Web page code records:
· · · · ·
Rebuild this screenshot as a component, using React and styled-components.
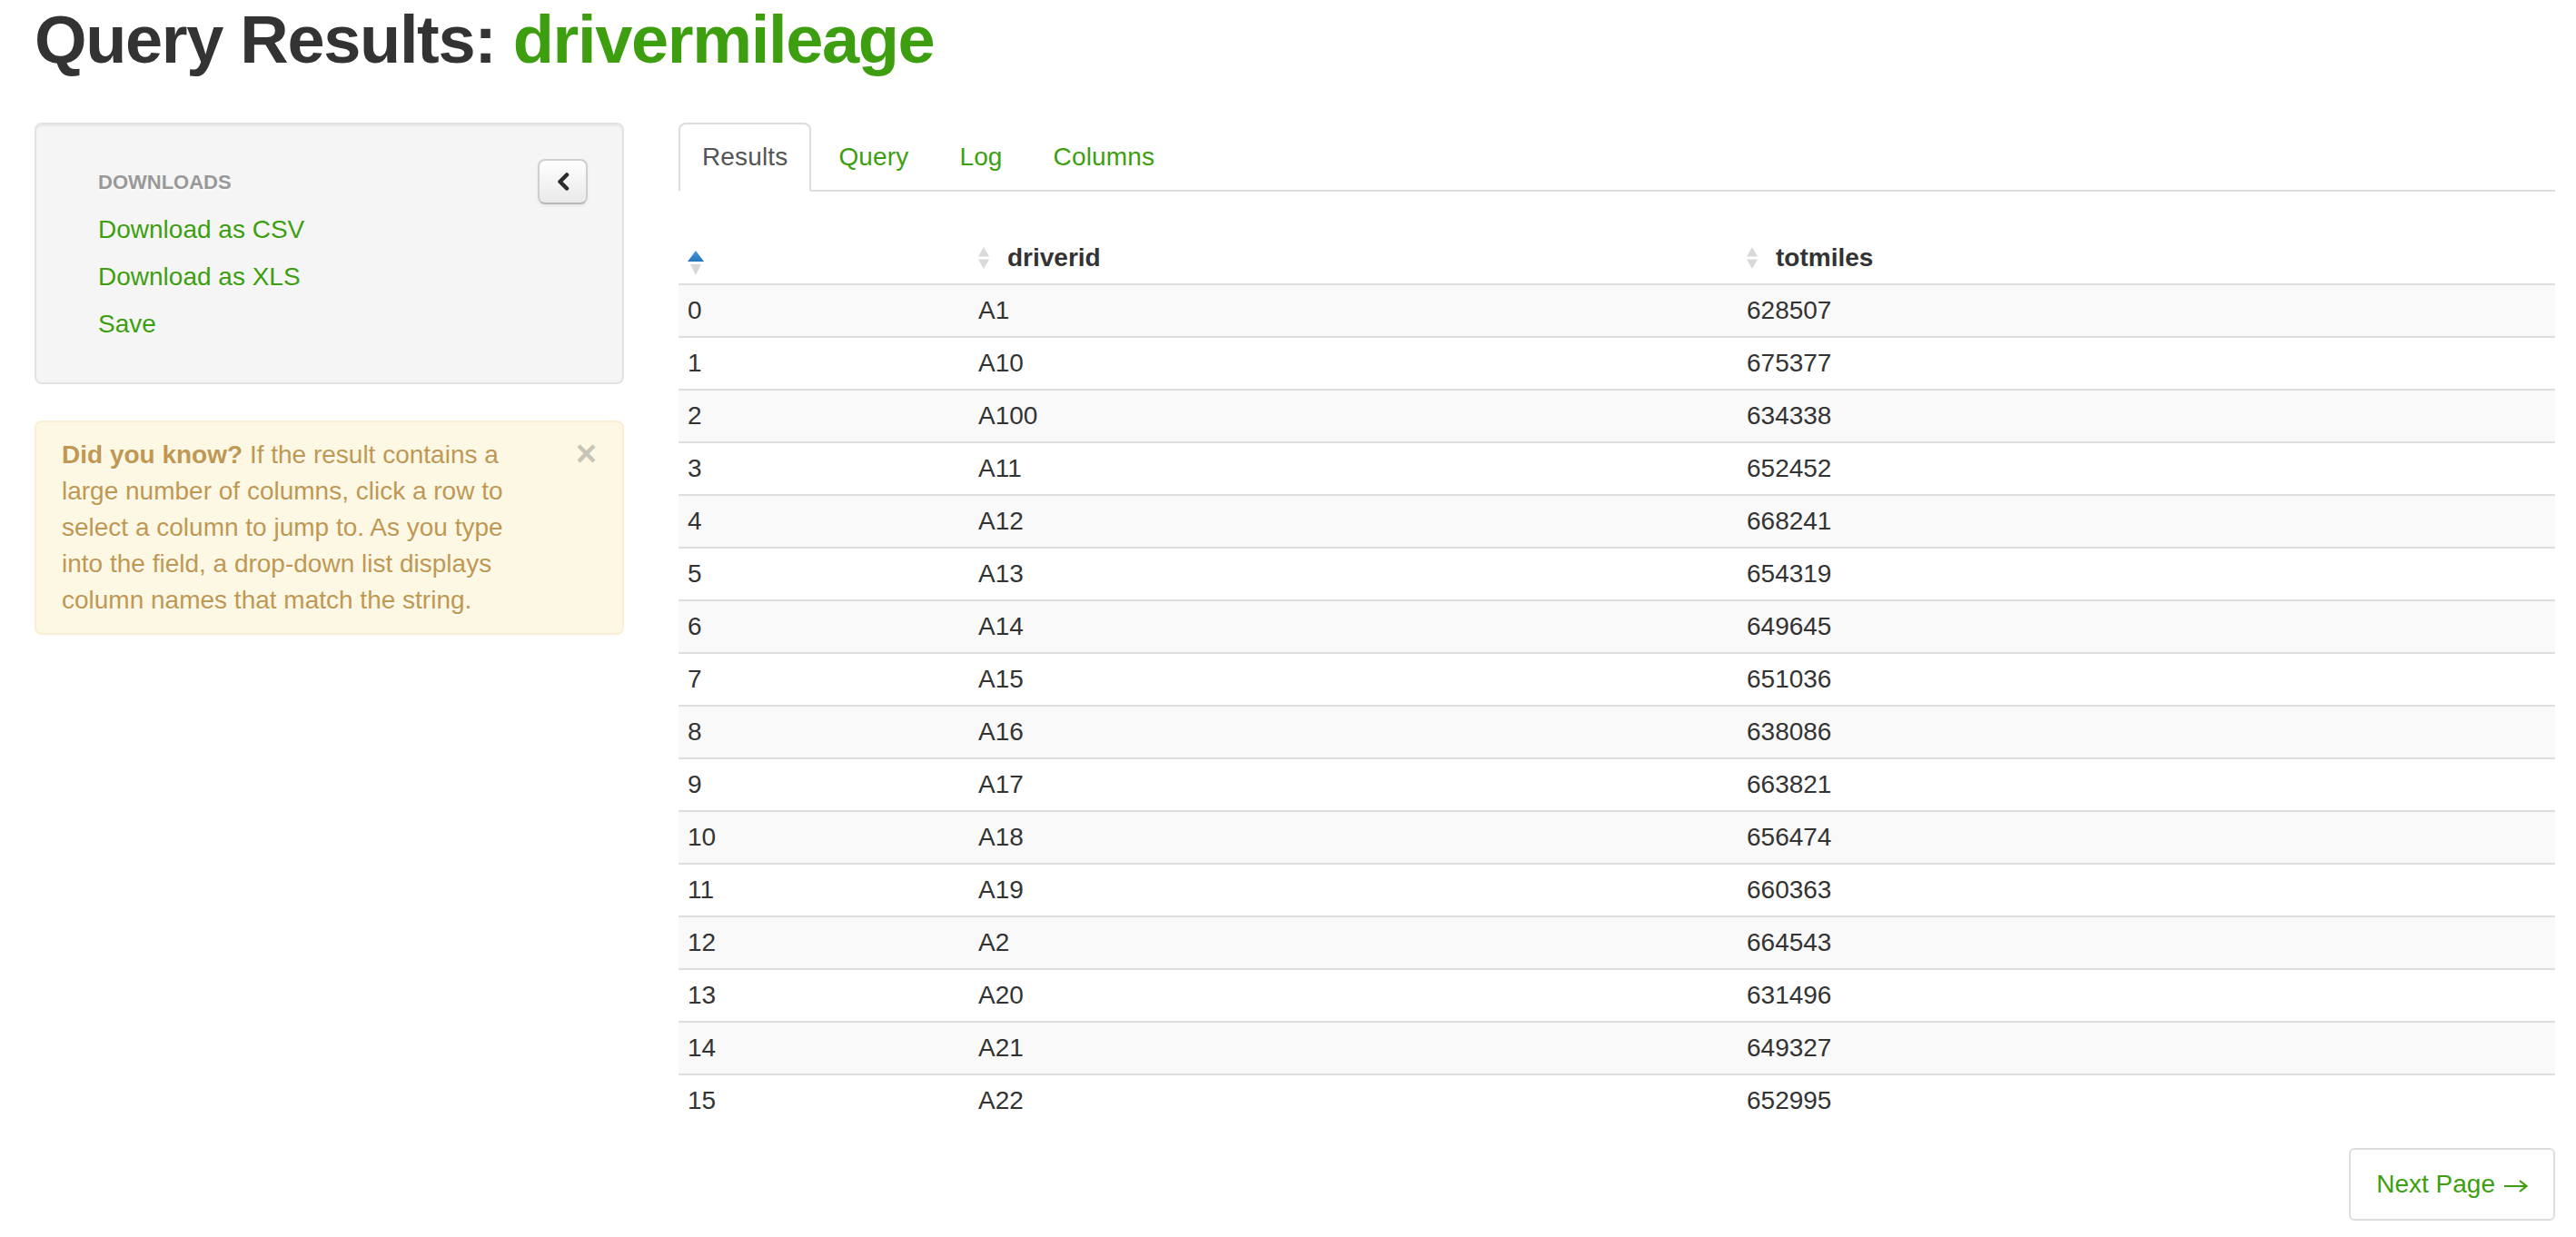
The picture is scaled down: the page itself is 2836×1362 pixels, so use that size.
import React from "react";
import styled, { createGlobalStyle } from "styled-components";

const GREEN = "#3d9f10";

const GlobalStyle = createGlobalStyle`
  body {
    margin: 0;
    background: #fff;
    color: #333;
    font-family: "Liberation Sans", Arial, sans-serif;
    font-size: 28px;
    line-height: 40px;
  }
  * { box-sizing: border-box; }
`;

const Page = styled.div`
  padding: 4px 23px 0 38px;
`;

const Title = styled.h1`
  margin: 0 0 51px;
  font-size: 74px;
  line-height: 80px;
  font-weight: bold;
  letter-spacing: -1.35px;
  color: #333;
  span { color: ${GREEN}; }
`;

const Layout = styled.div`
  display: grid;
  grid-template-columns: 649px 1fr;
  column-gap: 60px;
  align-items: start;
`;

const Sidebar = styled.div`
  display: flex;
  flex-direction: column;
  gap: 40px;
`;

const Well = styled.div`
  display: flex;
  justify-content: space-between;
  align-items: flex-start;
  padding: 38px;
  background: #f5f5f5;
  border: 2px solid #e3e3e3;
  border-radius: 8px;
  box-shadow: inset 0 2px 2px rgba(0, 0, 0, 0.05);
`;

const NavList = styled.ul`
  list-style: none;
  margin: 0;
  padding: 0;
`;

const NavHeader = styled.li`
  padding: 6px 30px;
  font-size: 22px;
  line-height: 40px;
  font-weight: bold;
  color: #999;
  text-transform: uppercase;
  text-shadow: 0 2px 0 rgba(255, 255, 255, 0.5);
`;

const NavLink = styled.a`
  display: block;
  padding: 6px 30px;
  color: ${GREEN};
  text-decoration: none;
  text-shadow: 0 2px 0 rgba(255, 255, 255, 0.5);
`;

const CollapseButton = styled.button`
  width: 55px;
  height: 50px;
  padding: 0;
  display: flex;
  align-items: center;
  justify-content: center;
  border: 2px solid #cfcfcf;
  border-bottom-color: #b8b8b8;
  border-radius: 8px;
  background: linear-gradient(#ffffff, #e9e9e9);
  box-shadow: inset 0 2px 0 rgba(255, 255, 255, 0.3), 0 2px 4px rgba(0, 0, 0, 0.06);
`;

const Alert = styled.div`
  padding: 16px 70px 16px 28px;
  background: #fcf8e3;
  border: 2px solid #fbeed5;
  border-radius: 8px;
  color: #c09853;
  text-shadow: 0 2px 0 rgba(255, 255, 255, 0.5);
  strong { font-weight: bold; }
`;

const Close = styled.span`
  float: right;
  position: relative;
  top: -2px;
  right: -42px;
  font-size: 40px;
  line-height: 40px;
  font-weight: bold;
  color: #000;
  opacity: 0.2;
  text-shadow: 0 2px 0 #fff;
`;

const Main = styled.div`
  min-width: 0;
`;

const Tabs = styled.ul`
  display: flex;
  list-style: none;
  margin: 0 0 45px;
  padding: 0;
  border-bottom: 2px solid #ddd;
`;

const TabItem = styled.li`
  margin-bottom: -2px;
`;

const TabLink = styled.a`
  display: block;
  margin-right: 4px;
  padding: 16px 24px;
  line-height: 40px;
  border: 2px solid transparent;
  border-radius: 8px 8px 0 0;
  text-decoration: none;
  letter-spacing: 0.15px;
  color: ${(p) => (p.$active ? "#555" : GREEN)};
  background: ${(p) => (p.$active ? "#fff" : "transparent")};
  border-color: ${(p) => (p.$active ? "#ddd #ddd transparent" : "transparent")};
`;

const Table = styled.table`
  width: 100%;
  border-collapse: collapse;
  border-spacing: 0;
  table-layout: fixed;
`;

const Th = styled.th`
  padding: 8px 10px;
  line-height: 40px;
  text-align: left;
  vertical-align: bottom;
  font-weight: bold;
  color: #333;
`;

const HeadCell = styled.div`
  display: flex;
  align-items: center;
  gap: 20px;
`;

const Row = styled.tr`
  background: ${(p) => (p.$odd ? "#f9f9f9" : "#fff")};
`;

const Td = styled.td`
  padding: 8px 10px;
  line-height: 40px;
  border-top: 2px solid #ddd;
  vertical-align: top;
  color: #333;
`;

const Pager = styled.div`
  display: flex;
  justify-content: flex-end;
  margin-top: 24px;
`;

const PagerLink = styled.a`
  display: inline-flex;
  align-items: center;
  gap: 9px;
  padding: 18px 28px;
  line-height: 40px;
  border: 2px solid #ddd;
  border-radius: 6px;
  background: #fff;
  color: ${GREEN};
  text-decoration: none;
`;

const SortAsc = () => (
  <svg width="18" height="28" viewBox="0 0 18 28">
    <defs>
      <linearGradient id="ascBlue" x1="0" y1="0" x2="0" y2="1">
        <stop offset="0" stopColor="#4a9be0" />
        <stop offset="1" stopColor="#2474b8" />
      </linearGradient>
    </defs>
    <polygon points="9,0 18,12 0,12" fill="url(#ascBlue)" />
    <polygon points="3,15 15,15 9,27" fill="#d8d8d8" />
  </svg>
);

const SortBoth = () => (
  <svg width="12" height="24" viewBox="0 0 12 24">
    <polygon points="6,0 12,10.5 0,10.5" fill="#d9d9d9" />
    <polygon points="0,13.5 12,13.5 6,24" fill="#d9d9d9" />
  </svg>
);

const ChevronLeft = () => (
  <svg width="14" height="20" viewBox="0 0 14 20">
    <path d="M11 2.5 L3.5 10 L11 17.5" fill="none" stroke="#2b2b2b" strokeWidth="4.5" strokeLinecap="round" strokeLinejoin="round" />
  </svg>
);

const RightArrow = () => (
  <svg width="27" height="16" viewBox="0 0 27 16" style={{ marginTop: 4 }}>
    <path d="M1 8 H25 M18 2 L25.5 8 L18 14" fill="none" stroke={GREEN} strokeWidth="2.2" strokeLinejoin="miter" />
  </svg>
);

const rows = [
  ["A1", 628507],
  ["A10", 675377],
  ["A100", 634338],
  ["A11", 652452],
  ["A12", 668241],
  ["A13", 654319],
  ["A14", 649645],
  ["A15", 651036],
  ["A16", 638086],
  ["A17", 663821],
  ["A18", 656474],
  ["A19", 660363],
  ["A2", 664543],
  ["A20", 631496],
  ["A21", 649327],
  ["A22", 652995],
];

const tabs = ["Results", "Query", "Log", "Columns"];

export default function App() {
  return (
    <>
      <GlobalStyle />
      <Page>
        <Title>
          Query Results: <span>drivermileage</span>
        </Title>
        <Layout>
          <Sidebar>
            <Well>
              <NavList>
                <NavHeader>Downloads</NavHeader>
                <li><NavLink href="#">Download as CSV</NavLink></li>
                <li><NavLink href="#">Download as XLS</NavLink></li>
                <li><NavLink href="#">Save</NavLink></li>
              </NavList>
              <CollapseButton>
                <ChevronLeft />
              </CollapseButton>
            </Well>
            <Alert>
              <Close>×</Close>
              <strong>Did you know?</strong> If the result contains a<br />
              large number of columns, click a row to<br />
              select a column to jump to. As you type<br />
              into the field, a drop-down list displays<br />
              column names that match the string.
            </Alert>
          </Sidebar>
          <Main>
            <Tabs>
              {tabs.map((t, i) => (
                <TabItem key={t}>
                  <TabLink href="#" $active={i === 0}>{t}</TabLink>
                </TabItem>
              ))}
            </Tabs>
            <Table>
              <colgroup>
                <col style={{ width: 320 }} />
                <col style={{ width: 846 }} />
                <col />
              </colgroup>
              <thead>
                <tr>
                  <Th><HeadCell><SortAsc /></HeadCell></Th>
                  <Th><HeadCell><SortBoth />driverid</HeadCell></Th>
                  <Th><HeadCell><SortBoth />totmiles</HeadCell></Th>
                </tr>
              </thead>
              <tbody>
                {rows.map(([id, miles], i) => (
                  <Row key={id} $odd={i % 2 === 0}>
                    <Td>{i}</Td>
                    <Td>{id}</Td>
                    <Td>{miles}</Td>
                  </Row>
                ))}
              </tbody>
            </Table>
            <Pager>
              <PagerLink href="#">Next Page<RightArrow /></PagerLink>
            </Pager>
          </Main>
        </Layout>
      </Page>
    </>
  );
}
· · · · ·
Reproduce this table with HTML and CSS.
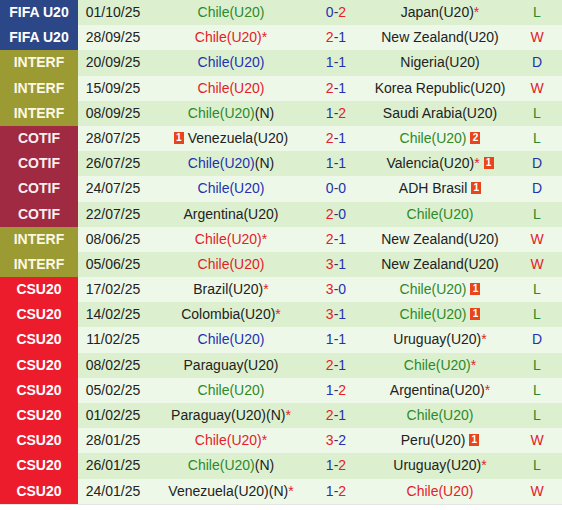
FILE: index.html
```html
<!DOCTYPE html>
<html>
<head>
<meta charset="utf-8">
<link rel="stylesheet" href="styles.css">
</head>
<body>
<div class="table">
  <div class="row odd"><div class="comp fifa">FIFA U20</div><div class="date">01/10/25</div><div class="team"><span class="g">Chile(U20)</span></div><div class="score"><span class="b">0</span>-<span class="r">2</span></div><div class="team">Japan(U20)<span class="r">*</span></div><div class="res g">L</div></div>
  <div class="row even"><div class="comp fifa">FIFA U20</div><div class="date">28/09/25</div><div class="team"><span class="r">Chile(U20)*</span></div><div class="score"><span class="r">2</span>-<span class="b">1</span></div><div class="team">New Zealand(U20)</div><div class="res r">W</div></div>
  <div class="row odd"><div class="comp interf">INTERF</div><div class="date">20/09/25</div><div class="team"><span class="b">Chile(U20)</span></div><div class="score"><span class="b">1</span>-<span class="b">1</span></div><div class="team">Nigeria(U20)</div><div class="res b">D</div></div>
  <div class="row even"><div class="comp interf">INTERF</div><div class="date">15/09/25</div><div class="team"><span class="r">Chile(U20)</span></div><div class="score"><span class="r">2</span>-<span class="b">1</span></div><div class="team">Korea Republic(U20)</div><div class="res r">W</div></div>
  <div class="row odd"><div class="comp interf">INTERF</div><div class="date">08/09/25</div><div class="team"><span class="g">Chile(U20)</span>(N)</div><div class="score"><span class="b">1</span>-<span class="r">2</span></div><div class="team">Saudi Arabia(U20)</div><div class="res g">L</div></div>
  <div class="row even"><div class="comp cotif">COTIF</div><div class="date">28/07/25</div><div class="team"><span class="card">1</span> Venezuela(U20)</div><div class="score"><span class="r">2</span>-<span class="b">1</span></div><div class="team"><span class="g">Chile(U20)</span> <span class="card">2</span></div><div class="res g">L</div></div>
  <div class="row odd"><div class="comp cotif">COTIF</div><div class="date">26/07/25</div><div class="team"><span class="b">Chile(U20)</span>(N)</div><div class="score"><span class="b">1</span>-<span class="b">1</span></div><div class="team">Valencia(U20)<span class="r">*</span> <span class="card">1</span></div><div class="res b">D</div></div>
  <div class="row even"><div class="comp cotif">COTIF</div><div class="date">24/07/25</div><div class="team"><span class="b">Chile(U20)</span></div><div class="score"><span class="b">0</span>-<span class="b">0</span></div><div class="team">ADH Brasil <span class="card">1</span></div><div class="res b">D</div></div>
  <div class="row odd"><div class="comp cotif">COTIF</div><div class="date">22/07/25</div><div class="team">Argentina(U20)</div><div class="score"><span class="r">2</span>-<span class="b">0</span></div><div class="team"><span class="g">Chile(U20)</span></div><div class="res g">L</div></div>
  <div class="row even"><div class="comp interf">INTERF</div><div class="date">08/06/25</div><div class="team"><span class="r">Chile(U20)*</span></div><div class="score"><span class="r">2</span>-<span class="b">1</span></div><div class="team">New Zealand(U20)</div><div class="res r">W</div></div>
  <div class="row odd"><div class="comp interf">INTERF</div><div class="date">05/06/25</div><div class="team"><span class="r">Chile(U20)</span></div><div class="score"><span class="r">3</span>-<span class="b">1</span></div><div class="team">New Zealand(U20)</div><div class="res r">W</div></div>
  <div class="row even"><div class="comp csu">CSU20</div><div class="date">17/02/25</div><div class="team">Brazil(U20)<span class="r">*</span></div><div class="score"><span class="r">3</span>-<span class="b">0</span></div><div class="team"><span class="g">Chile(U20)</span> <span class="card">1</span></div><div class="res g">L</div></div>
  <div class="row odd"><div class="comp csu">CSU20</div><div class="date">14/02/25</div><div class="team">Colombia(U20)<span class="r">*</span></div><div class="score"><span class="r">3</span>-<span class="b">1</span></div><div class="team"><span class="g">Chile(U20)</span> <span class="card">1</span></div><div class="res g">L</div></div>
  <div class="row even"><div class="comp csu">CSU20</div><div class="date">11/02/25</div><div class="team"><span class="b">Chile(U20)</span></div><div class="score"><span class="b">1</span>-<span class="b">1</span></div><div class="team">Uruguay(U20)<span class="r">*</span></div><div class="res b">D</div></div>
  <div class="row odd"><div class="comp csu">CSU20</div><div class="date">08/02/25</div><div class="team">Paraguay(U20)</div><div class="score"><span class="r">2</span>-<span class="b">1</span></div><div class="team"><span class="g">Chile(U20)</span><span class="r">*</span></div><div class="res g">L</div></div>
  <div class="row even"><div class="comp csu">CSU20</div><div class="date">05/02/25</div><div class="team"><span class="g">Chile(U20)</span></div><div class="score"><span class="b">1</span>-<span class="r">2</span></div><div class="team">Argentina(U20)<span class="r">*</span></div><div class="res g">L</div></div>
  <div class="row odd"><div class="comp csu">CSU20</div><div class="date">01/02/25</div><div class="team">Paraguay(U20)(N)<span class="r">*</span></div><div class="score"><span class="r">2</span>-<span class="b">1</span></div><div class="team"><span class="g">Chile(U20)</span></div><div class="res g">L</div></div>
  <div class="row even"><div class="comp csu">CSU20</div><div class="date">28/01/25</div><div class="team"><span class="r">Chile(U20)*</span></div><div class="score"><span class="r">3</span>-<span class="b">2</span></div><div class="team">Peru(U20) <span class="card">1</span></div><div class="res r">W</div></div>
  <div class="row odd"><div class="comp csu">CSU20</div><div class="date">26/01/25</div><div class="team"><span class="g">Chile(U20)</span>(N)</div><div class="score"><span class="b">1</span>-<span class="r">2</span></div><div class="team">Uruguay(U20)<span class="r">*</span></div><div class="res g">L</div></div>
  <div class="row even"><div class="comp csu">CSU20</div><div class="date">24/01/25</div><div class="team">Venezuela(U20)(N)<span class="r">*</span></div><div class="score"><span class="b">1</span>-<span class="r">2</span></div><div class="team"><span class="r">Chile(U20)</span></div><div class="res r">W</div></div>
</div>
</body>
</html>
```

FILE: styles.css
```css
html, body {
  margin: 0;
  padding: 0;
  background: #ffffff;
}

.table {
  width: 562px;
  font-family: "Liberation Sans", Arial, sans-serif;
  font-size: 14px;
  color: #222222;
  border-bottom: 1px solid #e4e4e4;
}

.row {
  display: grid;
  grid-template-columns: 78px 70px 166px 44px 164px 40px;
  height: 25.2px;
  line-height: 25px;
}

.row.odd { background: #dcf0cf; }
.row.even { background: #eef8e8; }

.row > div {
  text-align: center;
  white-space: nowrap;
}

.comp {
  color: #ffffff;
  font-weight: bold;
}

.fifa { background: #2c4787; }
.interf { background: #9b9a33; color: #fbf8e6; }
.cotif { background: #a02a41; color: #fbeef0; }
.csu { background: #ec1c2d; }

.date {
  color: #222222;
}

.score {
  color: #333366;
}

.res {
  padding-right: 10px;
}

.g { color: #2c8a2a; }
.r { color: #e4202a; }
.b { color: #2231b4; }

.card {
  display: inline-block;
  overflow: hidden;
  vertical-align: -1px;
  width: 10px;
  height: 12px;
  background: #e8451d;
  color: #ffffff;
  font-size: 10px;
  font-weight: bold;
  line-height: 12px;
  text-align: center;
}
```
· · · · ·
Exercise prompt
Scan the listing above and identify each line holding the string "that"; copy every such line.

Exercise output
The picture is scaled down: the page itself is 2836×1362 pixels, so use that size.
              column names that match the string.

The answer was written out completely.